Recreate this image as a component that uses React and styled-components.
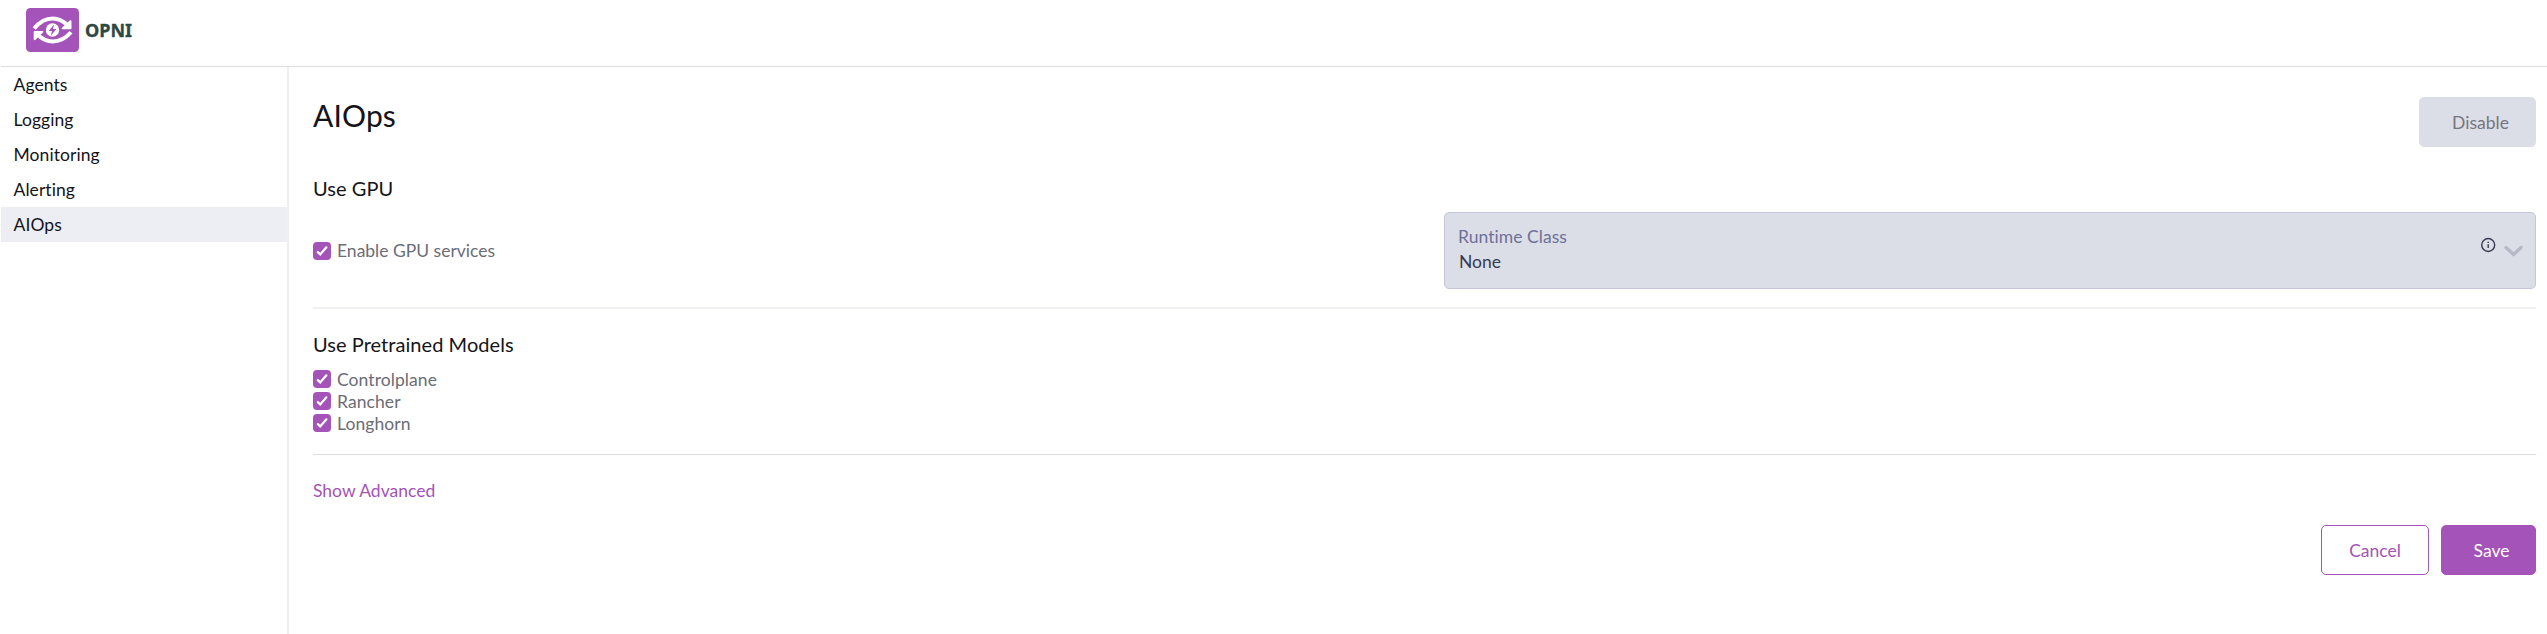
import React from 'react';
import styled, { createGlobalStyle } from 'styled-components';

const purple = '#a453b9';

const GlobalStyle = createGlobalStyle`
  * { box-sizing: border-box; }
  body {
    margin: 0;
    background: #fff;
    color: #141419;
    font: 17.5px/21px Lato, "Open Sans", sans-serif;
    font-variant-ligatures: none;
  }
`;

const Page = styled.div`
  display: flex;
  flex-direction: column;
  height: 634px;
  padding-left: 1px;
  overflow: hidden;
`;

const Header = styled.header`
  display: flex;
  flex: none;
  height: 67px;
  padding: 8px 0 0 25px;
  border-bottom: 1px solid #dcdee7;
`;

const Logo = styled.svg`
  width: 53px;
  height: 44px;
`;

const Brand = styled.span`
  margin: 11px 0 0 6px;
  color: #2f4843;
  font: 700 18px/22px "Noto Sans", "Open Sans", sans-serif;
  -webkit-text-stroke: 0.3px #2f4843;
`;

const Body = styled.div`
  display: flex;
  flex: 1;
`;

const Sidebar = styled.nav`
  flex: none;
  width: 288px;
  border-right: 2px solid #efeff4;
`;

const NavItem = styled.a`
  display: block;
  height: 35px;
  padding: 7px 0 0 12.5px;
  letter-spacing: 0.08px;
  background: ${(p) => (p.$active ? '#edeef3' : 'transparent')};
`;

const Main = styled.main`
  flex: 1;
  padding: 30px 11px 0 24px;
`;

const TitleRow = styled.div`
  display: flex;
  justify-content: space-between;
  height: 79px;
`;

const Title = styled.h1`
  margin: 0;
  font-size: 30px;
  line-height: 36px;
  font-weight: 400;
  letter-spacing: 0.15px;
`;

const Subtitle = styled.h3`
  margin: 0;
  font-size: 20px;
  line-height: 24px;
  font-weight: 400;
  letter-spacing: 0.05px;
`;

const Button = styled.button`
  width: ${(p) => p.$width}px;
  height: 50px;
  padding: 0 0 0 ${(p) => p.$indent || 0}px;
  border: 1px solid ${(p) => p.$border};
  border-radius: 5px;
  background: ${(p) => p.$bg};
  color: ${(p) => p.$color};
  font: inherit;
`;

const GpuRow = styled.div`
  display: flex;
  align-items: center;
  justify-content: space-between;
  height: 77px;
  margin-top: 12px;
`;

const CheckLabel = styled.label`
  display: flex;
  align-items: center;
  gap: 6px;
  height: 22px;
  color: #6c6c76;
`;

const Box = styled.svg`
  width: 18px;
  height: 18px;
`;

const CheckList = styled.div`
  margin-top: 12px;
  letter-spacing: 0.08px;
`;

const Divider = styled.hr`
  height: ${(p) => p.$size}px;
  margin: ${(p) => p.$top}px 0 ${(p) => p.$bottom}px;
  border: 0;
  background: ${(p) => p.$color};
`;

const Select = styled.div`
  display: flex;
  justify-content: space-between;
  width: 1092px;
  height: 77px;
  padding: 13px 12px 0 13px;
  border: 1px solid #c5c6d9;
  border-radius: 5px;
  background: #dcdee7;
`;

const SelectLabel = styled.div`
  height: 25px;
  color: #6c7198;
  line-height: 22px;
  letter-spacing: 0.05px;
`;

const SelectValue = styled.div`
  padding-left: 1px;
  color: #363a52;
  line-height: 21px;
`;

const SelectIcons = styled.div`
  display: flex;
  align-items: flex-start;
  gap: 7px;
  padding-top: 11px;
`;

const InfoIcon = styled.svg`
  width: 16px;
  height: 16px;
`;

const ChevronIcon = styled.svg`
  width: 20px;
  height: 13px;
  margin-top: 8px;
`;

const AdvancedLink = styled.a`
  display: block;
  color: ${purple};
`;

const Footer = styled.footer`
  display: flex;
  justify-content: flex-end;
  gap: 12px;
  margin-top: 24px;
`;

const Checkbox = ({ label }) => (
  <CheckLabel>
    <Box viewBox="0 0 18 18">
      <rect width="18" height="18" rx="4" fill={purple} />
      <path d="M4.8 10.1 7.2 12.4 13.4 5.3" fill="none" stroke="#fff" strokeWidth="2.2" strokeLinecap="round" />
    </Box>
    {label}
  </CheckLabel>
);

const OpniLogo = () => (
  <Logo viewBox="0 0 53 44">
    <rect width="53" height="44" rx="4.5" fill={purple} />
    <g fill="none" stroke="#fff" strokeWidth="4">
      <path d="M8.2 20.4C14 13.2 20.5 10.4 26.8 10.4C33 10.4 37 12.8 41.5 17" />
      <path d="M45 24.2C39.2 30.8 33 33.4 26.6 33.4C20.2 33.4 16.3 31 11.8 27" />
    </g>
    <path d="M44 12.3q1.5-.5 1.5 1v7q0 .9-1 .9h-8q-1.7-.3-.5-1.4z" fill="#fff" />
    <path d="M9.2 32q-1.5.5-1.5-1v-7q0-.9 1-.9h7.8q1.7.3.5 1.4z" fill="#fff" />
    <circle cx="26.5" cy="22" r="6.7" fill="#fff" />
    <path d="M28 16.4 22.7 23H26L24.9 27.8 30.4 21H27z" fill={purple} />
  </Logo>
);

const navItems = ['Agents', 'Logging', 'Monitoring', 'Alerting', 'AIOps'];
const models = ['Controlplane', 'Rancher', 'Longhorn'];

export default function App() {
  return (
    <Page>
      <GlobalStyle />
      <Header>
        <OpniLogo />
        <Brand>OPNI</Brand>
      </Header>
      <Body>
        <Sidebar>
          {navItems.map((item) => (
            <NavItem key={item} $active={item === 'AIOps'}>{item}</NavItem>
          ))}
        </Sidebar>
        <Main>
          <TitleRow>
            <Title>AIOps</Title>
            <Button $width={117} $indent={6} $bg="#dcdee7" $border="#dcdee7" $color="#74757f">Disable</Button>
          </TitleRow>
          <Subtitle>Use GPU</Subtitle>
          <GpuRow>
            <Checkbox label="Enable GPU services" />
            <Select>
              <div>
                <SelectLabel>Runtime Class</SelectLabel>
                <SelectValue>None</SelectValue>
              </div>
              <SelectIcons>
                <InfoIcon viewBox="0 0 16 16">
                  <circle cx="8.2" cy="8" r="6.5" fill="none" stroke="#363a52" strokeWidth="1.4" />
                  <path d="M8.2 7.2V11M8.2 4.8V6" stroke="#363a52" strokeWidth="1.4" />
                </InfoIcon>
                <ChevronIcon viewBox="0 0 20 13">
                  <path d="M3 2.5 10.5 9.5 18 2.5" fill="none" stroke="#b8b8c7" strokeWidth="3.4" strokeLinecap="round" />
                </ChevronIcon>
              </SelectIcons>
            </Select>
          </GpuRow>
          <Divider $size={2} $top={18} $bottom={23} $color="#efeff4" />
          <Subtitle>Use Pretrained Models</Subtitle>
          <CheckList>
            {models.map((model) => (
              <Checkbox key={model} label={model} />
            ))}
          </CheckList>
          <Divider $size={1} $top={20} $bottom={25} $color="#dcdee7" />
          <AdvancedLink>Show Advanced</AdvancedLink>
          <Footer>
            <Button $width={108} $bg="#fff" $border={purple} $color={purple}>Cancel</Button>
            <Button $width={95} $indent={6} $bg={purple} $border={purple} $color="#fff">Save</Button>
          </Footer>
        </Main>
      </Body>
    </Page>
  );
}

= = = = = = =

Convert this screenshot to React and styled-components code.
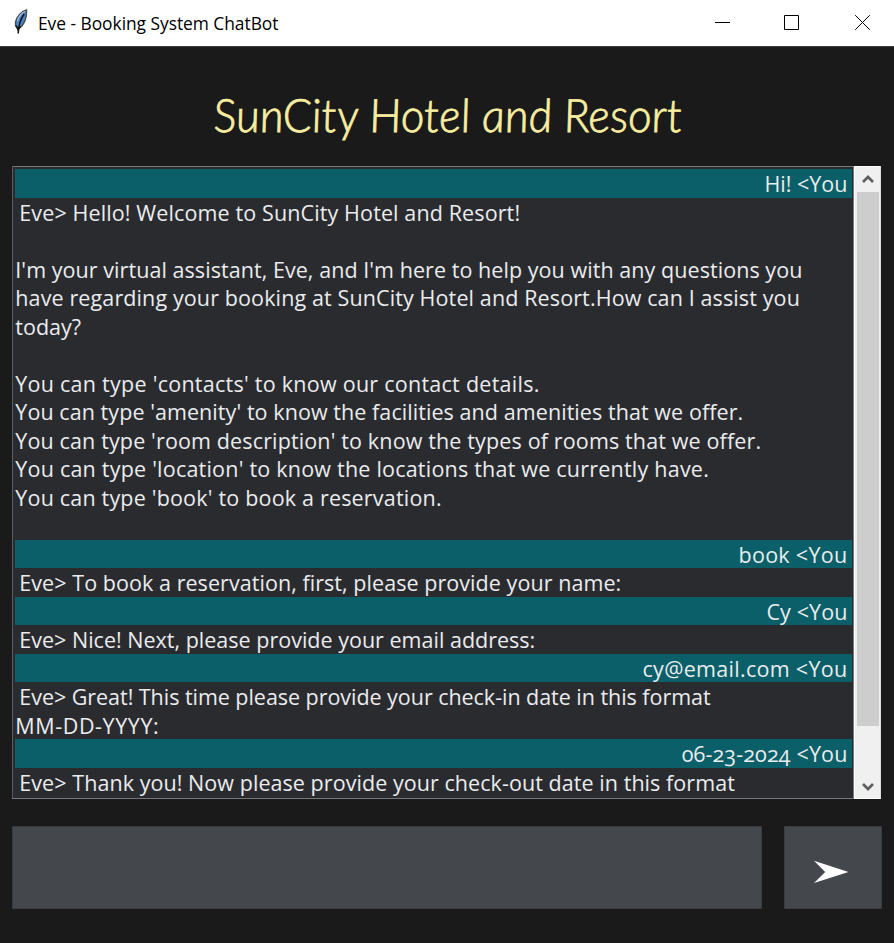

= = = = = = =

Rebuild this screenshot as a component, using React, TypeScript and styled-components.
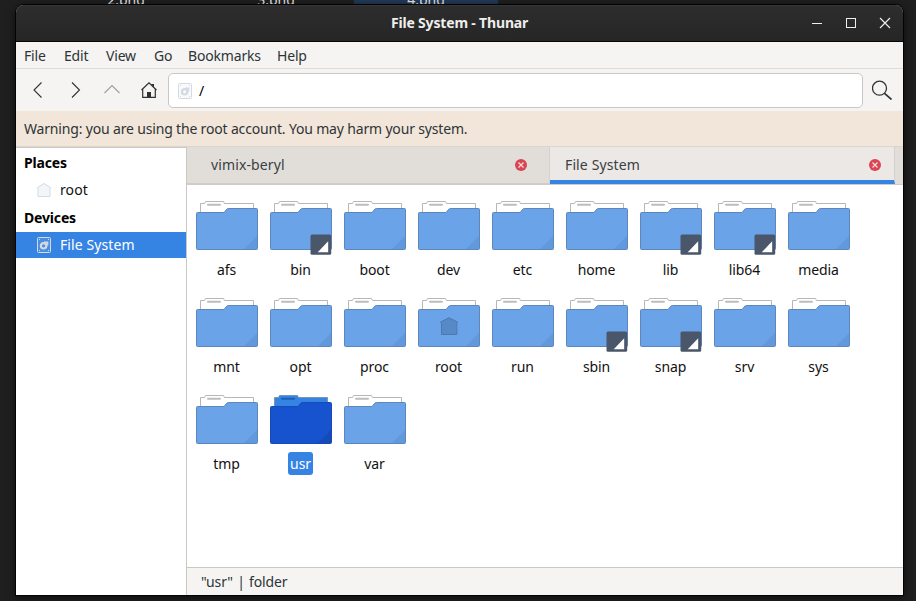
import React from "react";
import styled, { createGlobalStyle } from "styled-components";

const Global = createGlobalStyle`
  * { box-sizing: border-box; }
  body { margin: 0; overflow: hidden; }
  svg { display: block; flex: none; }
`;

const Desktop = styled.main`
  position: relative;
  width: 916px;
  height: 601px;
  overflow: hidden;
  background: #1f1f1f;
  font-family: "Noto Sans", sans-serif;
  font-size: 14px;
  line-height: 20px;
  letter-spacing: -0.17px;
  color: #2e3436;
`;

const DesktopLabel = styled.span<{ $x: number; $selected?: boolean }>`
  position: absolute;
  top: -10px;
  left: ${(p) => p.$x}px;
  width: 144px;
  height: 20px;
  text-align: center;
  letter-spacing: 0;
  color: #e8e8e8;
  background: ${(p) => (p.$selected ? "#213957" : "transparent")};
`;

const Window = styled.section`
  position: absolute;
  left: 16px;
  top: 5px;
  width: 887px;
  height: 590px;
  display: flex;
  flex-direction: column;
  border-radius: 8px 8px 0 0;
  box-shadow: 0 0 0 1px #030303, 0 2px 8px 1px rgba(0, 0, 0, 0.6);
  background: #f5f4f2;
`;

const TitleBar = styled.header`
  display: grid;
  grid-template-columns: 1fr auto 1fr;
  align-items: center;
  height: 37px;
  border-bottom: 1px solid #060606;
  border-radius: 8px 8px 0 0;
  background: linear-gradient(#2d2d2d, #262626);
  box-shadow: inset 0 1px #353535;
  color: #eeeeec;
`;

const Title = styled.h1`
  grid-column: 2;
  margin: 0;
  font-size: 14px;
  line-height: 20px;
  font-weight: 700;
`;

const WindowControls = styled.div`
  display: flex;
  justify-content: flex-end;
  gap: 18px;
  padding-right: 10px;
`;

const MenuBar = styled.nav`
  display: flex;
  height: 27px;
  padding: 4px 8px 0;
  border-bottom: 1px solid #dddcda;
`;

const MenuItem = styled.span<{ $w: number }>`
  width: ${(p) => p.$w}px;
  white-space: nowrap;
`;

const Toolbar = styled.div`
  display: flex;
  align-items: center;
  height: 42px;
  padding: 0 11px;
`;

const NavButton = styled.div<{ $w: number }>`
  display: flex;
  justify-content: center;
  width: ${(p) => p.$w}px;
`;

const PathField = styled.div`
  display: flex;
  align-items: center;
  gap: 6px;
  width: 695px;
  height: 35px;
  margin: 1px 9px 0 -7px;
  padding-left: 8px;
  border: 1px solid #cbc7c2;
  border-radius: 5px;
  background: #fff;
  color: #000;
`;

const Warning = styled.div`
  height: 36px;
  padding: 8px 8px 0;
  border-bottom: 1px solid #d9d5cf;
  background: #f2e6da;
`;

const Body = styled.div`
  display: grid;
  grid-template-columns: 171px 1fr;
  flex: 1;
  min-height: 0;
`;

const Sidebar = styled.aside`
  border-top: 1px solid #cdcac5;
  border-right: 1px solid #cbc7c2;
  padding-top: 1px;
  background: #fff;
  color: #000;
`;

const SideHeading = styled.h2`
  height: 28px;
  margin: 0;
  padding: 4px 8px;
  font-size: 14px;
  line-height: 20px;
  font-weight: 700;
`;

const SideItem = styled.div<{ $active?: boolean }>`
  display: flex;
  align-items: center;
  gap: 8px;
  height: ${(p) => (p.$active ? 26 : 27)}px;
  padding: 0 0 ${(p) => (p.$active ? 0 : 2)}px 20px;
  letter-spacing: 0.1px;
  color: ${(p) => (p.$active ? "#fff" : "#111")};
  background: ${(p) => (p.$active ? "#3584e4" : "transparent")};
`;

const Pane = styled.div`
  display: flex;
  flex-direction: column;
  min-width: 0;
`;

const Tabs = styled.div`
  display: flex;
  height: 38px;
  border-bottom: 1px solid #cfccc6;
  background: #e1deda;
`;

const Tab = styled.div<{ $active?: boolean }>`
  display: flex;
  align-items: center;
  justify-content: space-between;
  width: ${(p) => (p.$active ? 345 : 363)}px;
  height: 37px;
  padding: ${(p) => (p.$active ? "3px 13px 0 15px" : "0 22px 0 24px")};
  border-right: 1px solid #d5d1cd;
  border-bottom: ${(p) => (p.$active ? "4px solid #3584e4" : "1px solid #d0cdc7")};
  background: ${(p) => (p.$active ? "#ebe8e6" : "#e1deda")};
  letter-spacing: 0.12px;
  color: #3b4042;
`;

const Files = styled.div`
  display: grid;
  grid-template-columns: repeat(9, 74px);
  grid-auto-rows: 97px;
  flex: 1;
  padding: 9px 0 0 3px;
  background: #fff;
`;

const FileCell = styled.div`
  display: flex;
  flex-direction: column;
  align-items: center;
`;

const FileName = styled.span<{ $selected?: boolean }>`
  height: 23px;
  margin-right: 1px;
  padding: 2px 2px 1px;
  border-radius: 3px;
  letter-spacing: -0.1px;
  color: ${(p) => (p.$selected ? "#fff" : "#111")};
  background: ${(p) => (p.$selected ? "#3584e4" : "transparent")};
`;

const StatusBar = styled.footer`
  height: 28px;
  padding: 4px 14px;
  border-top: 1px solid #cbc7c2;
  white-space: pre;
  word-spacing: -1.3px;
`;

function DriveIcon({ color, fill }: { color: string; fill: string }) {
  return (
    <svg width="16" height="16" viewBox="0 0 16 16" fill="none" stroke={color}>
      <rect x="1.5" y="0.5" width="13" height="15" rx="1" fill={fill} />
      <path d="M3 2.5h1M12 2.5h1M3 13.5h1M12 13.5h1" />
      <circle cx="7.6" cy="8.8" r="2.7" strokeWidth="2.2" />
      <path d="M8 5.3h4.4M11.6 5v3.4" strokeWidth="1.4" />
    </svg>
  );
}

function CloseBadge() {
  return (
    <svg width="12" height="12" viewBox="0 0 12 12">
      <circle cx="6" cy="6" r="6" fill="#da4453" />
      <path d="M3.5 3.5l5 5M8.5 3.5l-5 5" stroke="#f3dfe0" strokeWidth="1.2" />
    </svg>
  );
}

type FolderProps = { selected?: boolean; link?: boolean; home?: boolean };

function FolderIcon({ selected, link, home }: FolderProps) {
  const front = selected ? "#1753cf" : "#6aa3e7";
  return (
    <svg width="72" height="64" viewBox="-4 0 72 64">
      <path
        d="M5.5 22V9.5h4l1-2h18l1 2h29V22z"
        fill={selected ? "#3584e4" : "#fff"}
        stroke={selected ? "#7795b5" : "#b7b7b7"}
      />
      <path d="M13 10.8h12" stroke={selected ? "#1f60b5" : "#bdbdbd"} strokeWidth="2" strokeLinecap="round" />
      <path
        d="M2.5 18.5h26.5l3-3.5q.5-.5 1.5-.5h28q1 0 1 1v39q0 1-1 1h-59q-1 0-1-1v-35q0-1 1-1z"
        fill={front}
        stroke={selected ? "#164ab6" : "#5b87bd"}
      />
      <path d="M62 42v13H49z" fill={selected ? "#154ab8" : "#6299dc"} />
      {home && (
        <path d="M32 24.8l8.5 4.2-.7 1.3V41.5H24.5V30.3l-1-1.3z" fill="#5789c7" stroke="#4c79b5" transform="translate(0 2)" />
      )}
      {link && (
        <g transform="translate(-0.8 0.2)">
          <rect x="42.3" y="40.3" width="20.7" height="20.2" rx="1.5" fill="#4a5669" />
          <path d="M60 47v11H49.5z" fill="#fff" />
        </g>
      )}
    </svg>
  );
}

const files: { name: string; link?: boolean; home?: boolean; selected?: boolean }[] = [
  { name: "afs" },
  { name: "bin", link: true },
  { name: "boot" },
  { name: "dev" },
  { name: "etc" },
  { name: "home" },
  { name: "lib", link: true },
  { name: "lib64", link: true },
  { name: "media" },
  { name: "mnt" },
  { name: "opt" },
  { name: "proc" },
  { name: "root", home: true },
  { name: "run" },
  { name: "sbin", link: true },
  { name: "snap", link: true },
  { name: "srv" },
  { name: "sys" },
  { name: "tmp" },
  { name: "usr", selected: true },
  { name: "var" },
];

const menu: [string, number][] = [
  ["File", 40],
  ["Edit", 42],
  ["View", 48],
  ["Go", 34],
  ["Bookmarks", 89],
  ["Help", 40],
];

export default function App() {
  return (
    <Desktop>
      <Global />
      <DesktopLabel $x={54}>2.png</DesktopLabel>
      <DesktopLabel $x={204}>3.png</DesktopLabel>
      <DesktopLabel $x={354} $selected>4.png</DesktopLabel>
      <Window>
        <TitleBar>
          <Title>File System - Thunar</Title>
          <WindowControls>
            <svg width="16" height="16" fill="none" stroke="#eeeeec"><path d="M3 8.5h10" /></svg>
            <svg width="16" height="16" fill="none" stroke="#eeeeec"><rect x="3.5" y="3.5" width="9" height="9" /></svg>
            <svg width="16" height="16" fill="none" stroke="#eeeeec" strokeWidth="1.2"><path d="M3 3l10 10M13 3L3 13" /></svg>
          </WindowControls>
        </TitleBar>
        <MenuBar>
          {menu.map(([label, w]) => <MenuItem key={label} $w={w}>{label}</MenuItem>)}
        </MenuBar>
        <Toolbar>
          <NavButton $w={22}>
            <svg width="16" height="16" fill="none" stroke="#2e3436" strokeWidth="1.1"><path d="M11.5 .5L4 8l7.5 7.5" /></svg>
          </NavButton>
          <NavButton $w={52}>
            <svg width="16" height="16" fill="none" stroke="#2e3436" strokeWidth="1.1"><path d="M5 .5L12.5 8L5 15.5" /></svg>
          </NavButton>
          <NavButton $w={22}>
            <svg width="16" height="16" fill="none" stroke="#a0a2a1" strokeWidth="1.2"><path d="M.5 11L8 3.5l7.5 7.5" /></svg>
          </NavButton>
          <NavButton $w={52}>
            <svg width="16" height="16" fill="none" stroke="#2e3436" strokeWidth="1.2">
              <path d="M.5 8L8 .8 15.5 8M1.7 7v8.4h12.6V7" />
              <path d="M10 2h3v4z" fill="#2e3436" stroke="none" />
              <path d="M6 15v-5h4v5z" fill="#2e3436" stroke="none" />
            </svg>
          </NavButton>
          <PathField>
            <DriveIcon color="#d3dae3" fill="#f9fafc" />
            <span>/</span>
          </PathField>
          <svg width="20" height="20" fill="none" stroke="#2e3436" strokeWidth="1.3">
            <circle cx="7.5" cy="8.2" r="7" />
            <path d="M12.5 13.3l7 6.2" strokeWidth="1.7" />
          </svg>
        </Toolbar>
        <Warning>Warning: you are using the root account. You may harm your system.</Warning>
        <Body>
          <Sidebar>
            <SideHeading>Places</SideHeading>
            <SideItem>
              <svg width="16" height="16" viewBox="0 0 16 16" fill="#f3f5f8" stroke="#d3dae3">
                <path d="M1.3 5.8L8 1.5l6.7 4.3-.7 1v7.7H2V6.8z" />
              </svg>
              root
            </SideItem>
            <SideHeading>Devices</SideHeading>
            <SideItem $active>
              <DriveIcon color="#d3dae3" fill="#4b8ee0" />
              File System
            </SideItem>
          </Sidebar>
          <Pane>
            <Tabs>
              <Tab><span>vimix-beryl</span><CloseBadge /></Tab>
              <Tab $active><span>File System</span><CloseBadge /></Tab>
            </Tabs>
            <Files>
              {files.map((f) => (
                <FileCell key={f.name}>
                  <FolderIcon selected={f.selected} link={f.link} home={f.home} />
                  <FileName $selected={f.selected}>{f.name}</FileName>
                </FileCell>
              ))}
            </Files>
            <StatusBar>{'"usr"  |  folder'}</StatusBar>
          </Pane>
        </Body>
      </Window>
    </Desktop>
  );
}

= = = = = = =

### What to produce:
Pick out each line containing "React" and report it.

### Finished answer:
Recreate this image as a component that uses React and styled-components.
import React from 'react';
Convert this screenshot to React and styled-components code.
Rebuild this screenshot as a component, using React, TypeScript and styled-components.
import React from "react";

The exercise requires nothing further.